Q: Can I match to multiple singers? A: Yes. Record your range once, then compare to different singers one by one. This builds a comprehensive profile of which singers best match your voice.
Q: Does overlap percentage account for vocal quality? A: No. Overlap shows range compatibility only, not tone quality, technique, resonance, or artistry. Two singers with identical ranges sound completely different. Use overlap as a starting point, then study technique and style differences.
Q: Should I try to match singers with higher ranges? A: It depends on your goals. Matching a singer slightly above your range can inspire range extension training. However, matching singers closer to your current range ensures immediate success with their repertoire.
Q: How often is the singer database updated? A: We add singers quarterly and update existing entries as vocal research yields new range assessments. Major updates align with significant vocal performances or documented range shifts.
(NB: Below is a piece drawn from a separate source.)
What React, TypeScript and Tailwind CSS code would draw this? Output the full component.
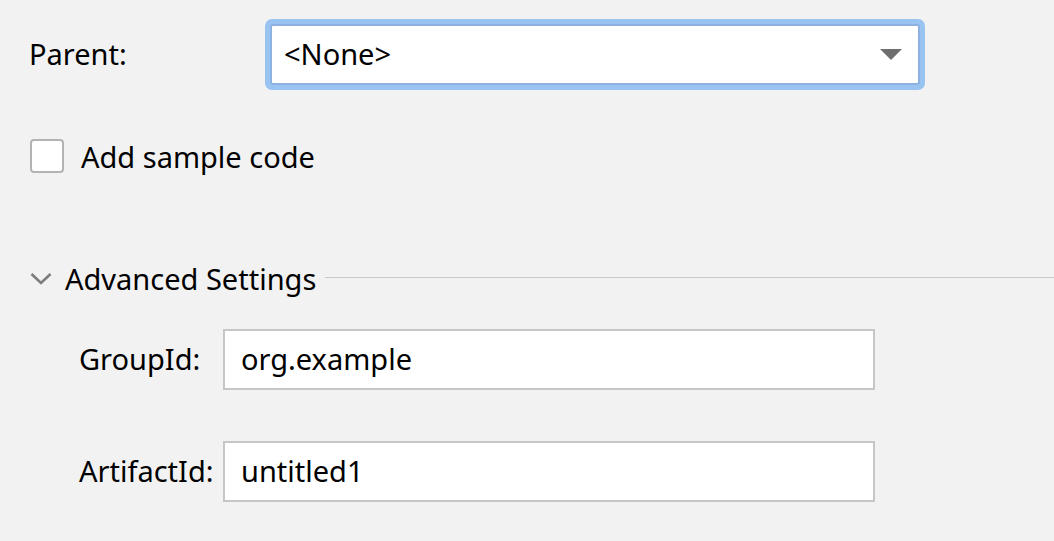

Q: Can I export my comparison results? A: Yes. Click “Copy Results” to save a summary of your range, the compared singer, and the overlap percentage. Share with voice teachers, friends, or on social media.
Q: Is this tool suitable for developing singers or only professionals? A: Perfect for all levels. Beginners benefit from finding role models in their range. Developing singers use it for repertoire selection. Professionals use it for career planning and advanced role auditions.
Q: What if my range changes over time? A: Ranges can expand slightly with training. Test yourself every 6-12 months to update your comparison profile and identify new matching singers as your range evolves.
Privacy & Accuracy
All audio processing happens locally on your device. Your recordings are never uploaded, stored, or shared. Complete privacy is guaranteed. This tool provides range-based comparison only. Professional vocal assessment by a qualified voice coach remains the gold standard for comprehensive vocal evaluation.